PORTool: Importance-Aware Policy Optimization with Rewarded Tree for Multi-Tool-Integrated Reasoning

arXiv cs.CL / 5/4/2026

💬 OpinionIdeas & Deep AnalysisModels & Research

Key Points

  • PORTool is an importance-aware policy-optimization method for multi-tool integrated reasoning agents that helps address credit-assignment ambiguity from outcome-only rewards.
  • The approach builds a rewarded rollout tree where trajectories share prefixes, allowing step-level comparisons of different tool-use decisions within the same context.
  • PORTool estimates the importance of each step using a correctness-dominant signal (whether descendants can reach a correct final answer) plus an auxiliary term for tool-call formatting and successful execution.
  • Experiments on tool-use reasoning show higher final-answer accuracy and fewer tool-call steps than existing policy-optimization baselines, with ablations supporting the robustness of the step-wise importance estimates.

Abstract

Multi-tool-integrated reasoning enables LLM-empowered tool-use agents to solve complex tasks by interleaving natural-language reasoning with calls to external tools. However, training such agents from outcome-only rewards suffers from credit-assignment ambiguity, obscuring which intermediate tool-use decisions drive success or failure. In this paper, we propose PORTool, an importance-aware policy-optimization algorithm that reinforces agents' tool-use competence from outcome-level supervision while assigning reward at the step level. Specifically, PORTool generates a rewarded rollout tree in which trajectories share prefixes before branching, enabling direct comparisons among alternative tool-use decisions within the same context.
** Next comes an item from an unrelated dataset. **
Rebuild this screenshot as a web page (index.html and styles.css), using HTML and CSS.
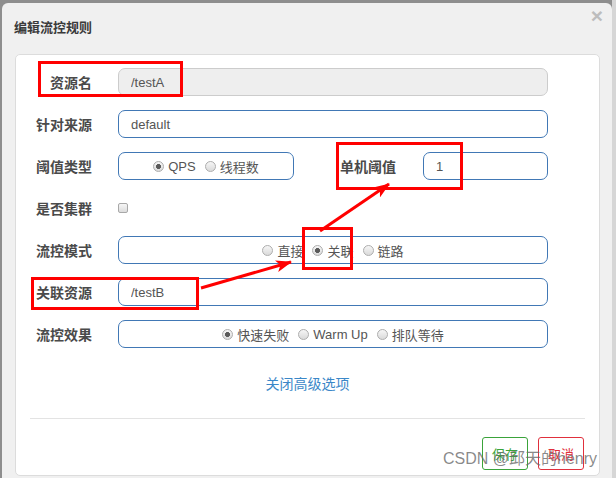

It then estimates each step's importance by a correctness-dominant signal, i.e., whether descendants of that step can ultimately produce a correct final answer, plus an auxiliary term indicating whether the step's tool calls satisfy formatting constraints and execute successfully. Using these step-wise importance estimates, PORTool updates the policy to generate efficient tool-call steps, guided by both local comparisons within each branching decision and the overall quality of entire trajectories. Experiments show that PORTool improves final-answer accuracy while reducing tool-call steps compared with state-of-the-art policy-optimization baselines, and ablation studies confirm the robustness of the proposed step-wise importance estimates.